Epidermolysis bullosa

EB is a rare genetic skin disorders that affects an estimated 1 in 17,000 live births. EB occurs when structural key proteins of the skin that anchor the different skin layers to each other, are missing. This causes friction, ultimately blisters, shears and burn-like pain. The condition is always painful, disabling and life threatening and could be fatal in infancy in its most severe forms. People enduring EB suffer from itching and have hard-to heal-wounds. Children affected by this condition are called butterfly children, reflecting the fragility of their skin, as delicate as the butterfly’s wings. We estimate that the global addressable EB market is worth $1.37bn.
Types of epidermolysis bullosa
There are a number of variants within three different types of EB – Simplex (EBS), Dystrophic (DEB), and Junctional (JEB) – with severity increasing with each type. Simplex EB is the most common and least severe and occurs in an estimated 70% of cases. In contrast Junctional EB is very severe and results in low life expectancy, but is extremely rare. Amryt is targeting all three types, but expects greater use of Episalvan for the more severe types.
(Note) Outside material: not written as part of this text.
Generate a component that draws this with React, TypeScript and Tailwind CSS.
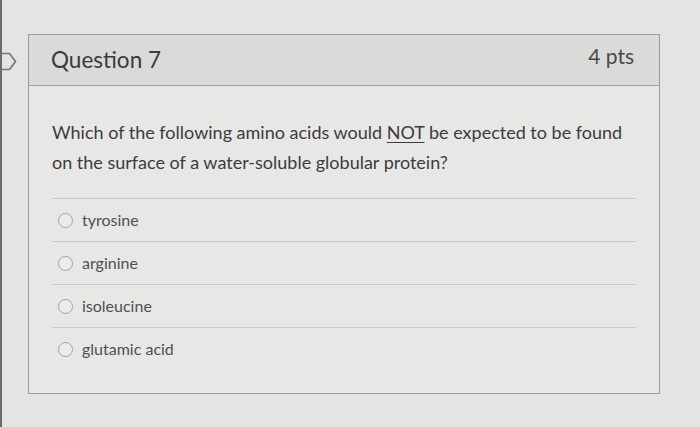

There is no cure for EB. The standard of care is to use bandaging/dressings in an attempt to protect the skin and prevent friction which leads to blisters, and to prevent infection. Bandaging is changed every 3-4 days and in some severe cases might involve hours of laborious and painful work. The aim of currently available treatments is to prevent complications, help the itching, and ease the pain.
Pivotal Phase III clinical trials in EU and US
Amryt is in discussion with EU and US regulatory bodies in order to have its pivotal Phase III trial protocol in the treatment of EB suffering patients accepted.
► The pivotal Phase III protocol has been submitted to the EMA for approval
► A meeting with the FDA has been obtained for early 4Q 2016 to consider the Phase III study protocol
► A clinical research organisation (CRO) has been identified to conduct the trial
► Trials are expected to start recruiting patients 1Q 2017
► Trials are estimated to be completed in about 18 months, headline outcomes available in 1H 2018

Application for orphan designation for the acromegaly product AP102 has been made with the FDA. A response is expected by the end of 2016.
Moreover, an in vivo pre-clinical study with AP102 in diabetic rats is currently running, with results due in a few weeks’ time. This study is expected to support an application for orphan designation in Europe from the EMA.